This afternoon on WNYC, Jonathan Schwartz was reading an underwriter plug for Zankel Hall, when he stopped and said, “Some of you may remember that Zankel Hall is in the site of the Carnegie Theater, a movie theater with–well it was very small and down a windy staircase–with personality. So many theaters with personality have closed.”
That got me thinking, while Schwartz rattled off a dozen theaters I’d never heard of, of the theaters that have closed since I moved to New York:
The Carnegie, where I saw Cinema Paradiso a dozen times when I first moved to the city.
The theater under The Plaza Hotel
The two-screen theater on the south side of East 59th St between 2nd & 3rd.
The tiny theater further down East 59th St on the north side, next to the Betsey Johnson boutique.
The underground theater on 3rd Avenue between 57th & 58th.
Theater 80 St Mark’s, the only revivals-only theater, which was oriented sideways in the basement/back of a tenement building.

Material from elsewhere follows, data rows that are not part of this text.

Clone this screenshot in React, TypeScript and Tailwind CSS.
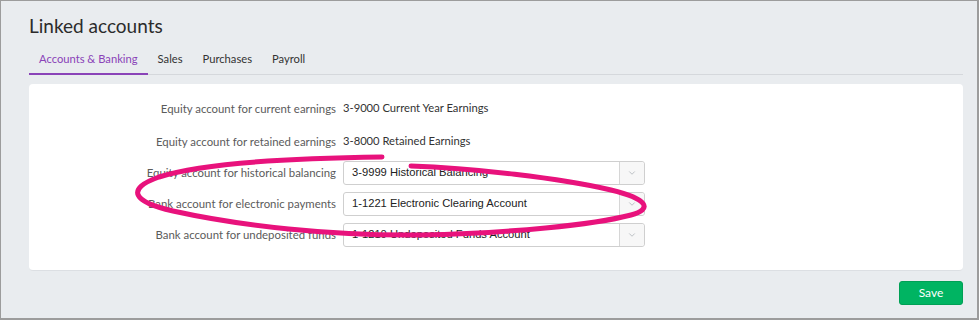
import { ChevronDown } from 'lucide-react'

const ui = "font-['Lato','Open_Sans',sans-serif]"

interface RowProps {
  label: string
  children: React.ReactNode
  className?: string
}

function Row({ label, children, className = '' }: RowProps) {
  return (
    <div className={`flex items-center h-6 ${className}`}>
      <div className="w-[314px] pr-[7px] text-right text-[11.4px] text-[#5b5b5b] whitespace-nowrap">{label}</div>
      <div className="flex-1 text-[11.2px] text-[#333]">{children}</div>
    </div>
  )
}

function Select({ value }: { value: string }) {
  return (
    <div className="flex w-[302px] h-6 border border-[#cfcfcf] rounded-[3px] bg-white">
      <div className="flex-1 flex items-center pl-2 font-['Liberation_Sans',Arial,sans-serif] text-[11.2px] text-[#222]">
        {value}
      </div>
      <div className="w-[25px] flex items-center justify-center border-l border-[#d6d6d6] bg-[#f7f7f7] rounded-r-[3px]">
        <ChevronDown size={10} strokeWidth={1.5} className="text-[#9aa0a6]" />
      </div>
    </div>
  )
}

// hand-drawn highlight around the electronic payments row
function Scribble() {
  return (
    <svg className="absolute left-0 top-0 pointer-events-none" width="979" height="320" viewBox="0 0 979 320">
      <path
        d="M 381 156 C 300 157, 205 161, 158 176 C 124 188, 132 201, 172 210 C 240 225, 330 235, 420 234 C 510 232, 592 224, 630 214 C 652 208, 647 198, 610 189 C 560 177, 470 167, 410 165"
        fill="none"
        stroke="#e8127c"
        strokeWidth="5"
        strokeLinecap="round"
      />
    </svg>
  )
}

export default function App() {
  return (
    <div className={`relative w-[979px] h-[320px] overflow-hidden bg-[#e9ecef] border-t border-l border-r-2 border-b-2 border-[#9c9c9c] pl-[28px] pr-[14px] ${ui}`}>
      <h1 className="mt-[11px] text-[19px] leading-[28px] text-[#2b2b2b]">Linked accounts</h1>
      <div className="mt-[11px] flex border-b border-[#d5d8dc] text-[11.2px] text-[#333]">
        <div className="px-[10px] pb-[5px] text-[#8a43b8] border-b-2 border-[#8a43b8] -mb-px">Accounts &amp; Banking</div>
        <div className="px-[10px] pb-[5px]">Sales</div>
        <div className="px-[10px] pb-[5px]">Purchases</div>
        <div className="px-[10px] pb-[5px]">Payroll</div>
      </div>
      <div className="mt-[9px] bg-white rounded-[4px] border-b border-[#dcdfe3] pt-[13px] pb-[23px] flex flex-col">
        <Row label="Equity account for current earnings">3-9000 Current Year Earnings</Row>
        <Row label="Equity account for retained earnings" className="mt-[9px]">3-8000 Retained Earnings</Row>
        <Row label="Equity account for historical balancing" className="mt-[7px]">
          <Select value="3-9999 Historical Balancing" />
        </Row>
        <Row label="Bank account for electronic payments" className="mt-[7px]">
          <Select value="1-1221 Electronic Clearing Account" />
        </Row>
        <Row label="Bank account for undeposited funds" className="mt-[7px]">
          <Select value="1-1210 Undeposited Funds Account" />
        </Row>
      </div>
      <div className="mt-[10px] flex justify-end">
        <button className="w-16 h-6 rounded-[3px] bg-[#00b462] border border-[#00a055] text-white text-[12px]">Save</button>
      </div>
      <Scribble />
    </div>
  )
}
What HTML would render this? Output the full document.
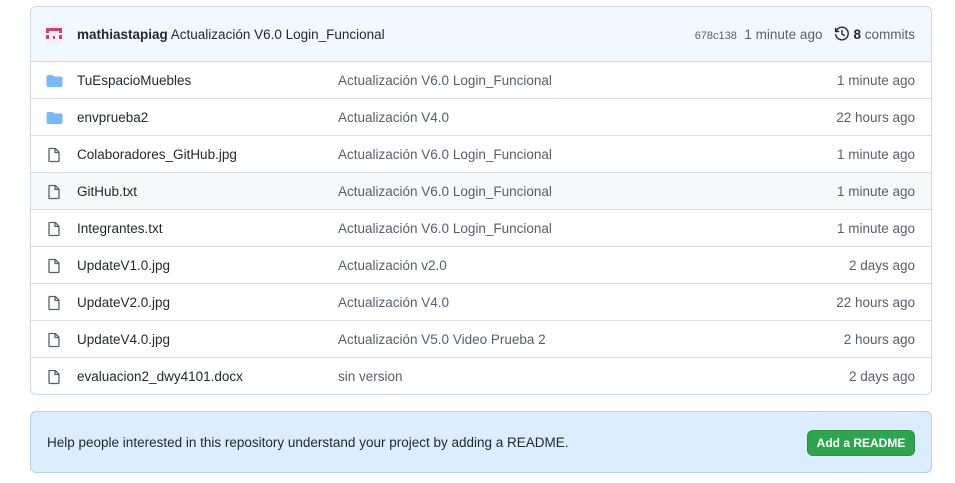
<!DOCTYPE html>
<html><head><meta charset="utf-8"><style>
body{margin:0;background:#fff;font-family:"Liberation Sans",sans-serif;font-size:13.5px;color:#24292f}
.box{position:absolute;left:30px;top:6px;width:900px;border:1px solid #d0d7de;border-radius:6px;overflow:hidden}
.hd{height:54px;background:#f1f8ff;border-bottom:1px solid #d0d7de;position:relative}
.row{height:36px;border-top:1px solid #d8dee4;position:relative}
.row.hl{background:#f6f8fa}
.ab{position:absolute;top:0;line-height:37px;white-space:nowrap}
.ic{position:absolute;left:15px;top:11px}
.nm{left:46px}.msg{left:307px;color:#57606a}.tm{right:16px;color:#57606a}
.rd{position:absolute;left:30px;top:411px;width:900px;height:60px;border:1px solid #b6cfe9;border-radius:6px;background:#dbedff}
.btn{position:absolute;left:776px;top:18px;width:108px;height:26px;background:#2da44e;border:1px solid #288f44;border-radius:6px;color:#fff;font-weight:bold;font-size:12px;line-height:25px;text-align:center;box-sizing:border-box}
</style></head><body>
<div class="box">
<div class="hd">
<svg style="position:absolute;left:12px;top:16px" width="22" height="22" viewBox="0 0 22 22"><circle cx="11" cy="11" r="11" fill="#f0f0f0"/><rect x="3" y="5" width="16" height="3" fill="#c8457a"/><rect x="3" y="8" width="3" height="2" fill="#c8457a"/><rect x="16" y="8" width="3" height="2" fill="#c8457a"/><rect x="3" y="12" width="3" height="4" fill="#c8457a"/><rect x="10" y="13" width="2" height="3" fill="#c8457a"/><rect x="16" y="12" width="3" height="4" fill="#c8457a"/></svg>
<div class="ab" style="left:46px;line-height:56px"><b>mathiastapiag</b> Actualización V6.0 Login_Funcional</div>
<div class="ab" style="right:16px;line-height:56px;color:#57606a"><span style="font-size:11px">678c138</span>&nbsp; 1 minute ago &nbsp;&nbsp;<svg width="16" height="16" viewBox="0 0 16 16" style="vertical-align:-3px"><path d="M1.6 2.5v3h3M2 5.3A6.3 6.3 0 1 1 1.7 8.6" fill="none" stroke="#24292f" stroke-width="1.4" stroke-linecap="round"/><path d="M8 4.5V8l2.3 1.5" fill="none" stroke="#24292f" stroke-width="1.4" stroke-linecap="round"/></svg> <b style="color:#24292f">8</b> commits</div>
</div>
<div id="rows"></div>
</div>
<div class="rd"><div class="ab" style="left:16px;line-height:62px">Help people interested in this repository understand your project by adding a README.</div><div class="btn">Add a README</div></div>
<script>
var F='<svg class="ic" width="17" height="16" viewBox="0 0 16 16"><path d="M1.75 2A1.75 1.75 0 0 0 0 3.75v8.5C0 13.22.78 14 1.75 14h12.5c.97 0 1.75-.78 1.75-1.75v-7c0-.97-.78-1.75-1.75-1.75H7.5l-1-1.2A1.75 1.75 0 0 0 5.2 2z" fill="#79b8ff"/></svg>';
var D='<svg class="ic" width="16" height="16" viewBox="0 0 16 16"><path d="M3.75 1.5h5.5L13 5.25v8.5a.75.75 0 0 1-.75.75h-8.5A.75.75 0 0 1 3 13.75V2.25a.75.75 0 0 1 .75-.75zM9 1.5v4h4" fill="none" stroke="#57606a" stroke-width="1.3" stroke-linejoin="round"/></svg>';
var r=[[F,'TuEspacioMuebles','Actualización V6.0 Login_Funcional','1 minute ago'],[F,'envprueba2','Actualización V4.0','22 hours ago'],[D,'Colaboradores_GitHub.jpg','Actualización V6.0 Login_Funcional','1 minute ago'],[D,'GitHub.txt','Actualización V6.0 Login_Funcional','1 minute ago'],[D,'Integrantes.txt','Actualización V6.0 Login_Funcional','1 minute ago'],[D,'UpdateV1.0.jpg','Actualización v2.0','2 days ago'],[D,'UpdateV2.0.jpg','Actualización V4.0','22 hours ago'],[D,'UpdateV4.0.jpg','Actualización V5.0 Video Prueba 2','2 hours ago'],[D,'evaluacion2_dwy4101.docx','sin version','2 days ago']];
var h='';r.forEach(function(x,i){h+='<div class="row'+(i==3?' hl':'')+'"'+(i==0?' style="border-top:none"':'')+'>'+x[0]+'<div class="ab nm">'+x[1]+'</div><div class="ab msg">'+x[2]+'</div><div class="ab tm">'+x[3]+'</div></div>';});
document.getElementById('rows').innerHTML=h;
</script>
</body></html>
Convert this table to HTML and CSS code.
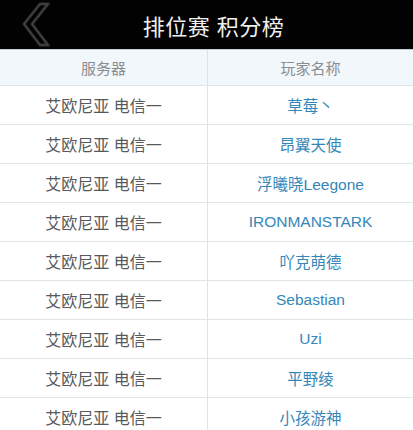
FILE: index.html
```html
<!DOCTYPE html>
<html lang="zh">
<head>
<meta charset="utf-8">
<link rel="stylesheet" href="styles.css">
</head>
<body>
<div class="topbar">
  <svg class="back" width="30" height="46" viewBox="0 0 30 46">
    <polygon points="20,3 28,3 12,23 28,44 20,44 4,23" fill="none" stroke="#2e2e2e" stroke-width="3" stroke-linejoin="miter"/>
    <polygon points="20,3 28,3 12,23 28,44 20,44 4,23" fill="none" stroke="#4a4a4a" stroke-width="1" stroke-linejoin="miter"/>
  </svg>
  <h1 class="title">排位赛 积分榜</h1>
</div>
<div class="table">
  <div class="row head">
    <div class="cell">服务器</div>
    <div class="cell">玩家名称</div>
  </div>
  <div class="row"><div class="cell server">艾欧尼亚 电信一</div><div class="cell name">草莓丶</div></div>
  <div class="row"><div class="cell server">艾欧尼亚 电信一</div><div class="cell name">昂翼天使</div></div>
  <div class="row"><div class="cell server">艾欧尼亚 电信一</div><div class="cell name">浮曦晓Leegone</div></div>
  <div class="row"><div class="cell server">艾欧尼亚 电信一</div><div class="cell name">IRONMANSTARK</div></div>
  <div class="row"><div class="cell server">艾欧尼亚 电信一</div><div class="cell name">吖克萌德</div></div>
  <div class="row"><div class="cell server">艾欧尼亚 电信一</div><div class="cell name">Sebastian</div></div>
  <div class="row"><div class="cell server">艾欧尼亚 电信一</div><div class="cell name">Uzi</div></div>
  <div class="row"><div class="cell server">艾欧尼亚 电信一</div><div class="cell name">平野绫</div></div>
  <div class="row"><div class="cell server">艾欧尼亚 电信一</div><div class="cell name">小孩游神</div></div>
</div>
</body>
</html>
```
FILE: styles.css
```css
html, body {
  margin: 0;
  padding: 0;
  background: #ffffff;
  font-family: "Liberation Sans", "Noto Sans CJK SC", sans-serif;
  overflow: hidden;
}
.topbar {
  height: 49px;
  background: #020202;
  display: flex;
  align-items: center;
  position: relative;
  border-bottom: 1px solid #c9cdd0;
}
.back {
  position: absolute;
  left: 20px;
  top: 1px;
}
.title {
  margin: 0 0 0 14px;
  flex: 1;
  text-align: center;
  color: #f0f0f0;
  font-size: 22px;
  font-weight: normal;
  letter-spacing: 0.5px;
}
.table {
  display: flex;
  flex-direction: column;
}
.row {
  display: grid;
  grid-template-columns: 208px 1fr;
  height: 38px;
  border-bottom: 1px solid #dfe4e8;
  background: #ffffff;
}
.row.head {
  height: 35px;
  background: #f1f7fb;
}
.cell {
  display: flex;
  align-items: center;
  justify-content: center;
  font-size: 15px;
}
.cell:first-child {
  border-right: 1px solid #dfe4e8;
}
.head .cell {
  color: #8a8d90;
}
.server {
  color: #58595b;
  font-size: 16px;
}
.name {
  color: #3487b8;
  font-size: 15.5px;
}
```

Their monthly programs were printed in tiny typeface.
Lighthouse Cinema, an oddball storefront theater on Norfolk below Rivington.
The 68th St Playhouse, on 3rd Ave, where I saw Ridicule. Schwartz mentioned that the last time he went here was to see Mike Nichols in The Designated Mourner.
Worldwide Cinema, the awesome discount theater under the plaza at Worldwide Plaza, 50th & 8th Ave., where I saw Austin Powers again and again. Even the concessions were cheap.
The theater on 34th between Second & Third that tried to hang on by showing Bollywood films.
The awesome theater on the NE corner of Canal and Allen St, at the base of the Manhattan Bridge, that used to show martial arts films.
Loew’s Columbus Circle, which was underneath the Paramount Building. Its entrance was similar to the subway entrance. That guy who used to play a lidless grand piano was always right in front.
Am I remembering incorrectly, or wasn’t there another theater on Third, right across from Bloomingdale’s? [Update: That’s right, the Baronet & Coronet. Thanks, Chris.]
There’s a great website for this kind of thing, Cinema Treasures. And Hiroshi Sugimoto began photographing movie theaters almost 30 years ago, and many of them are now gone.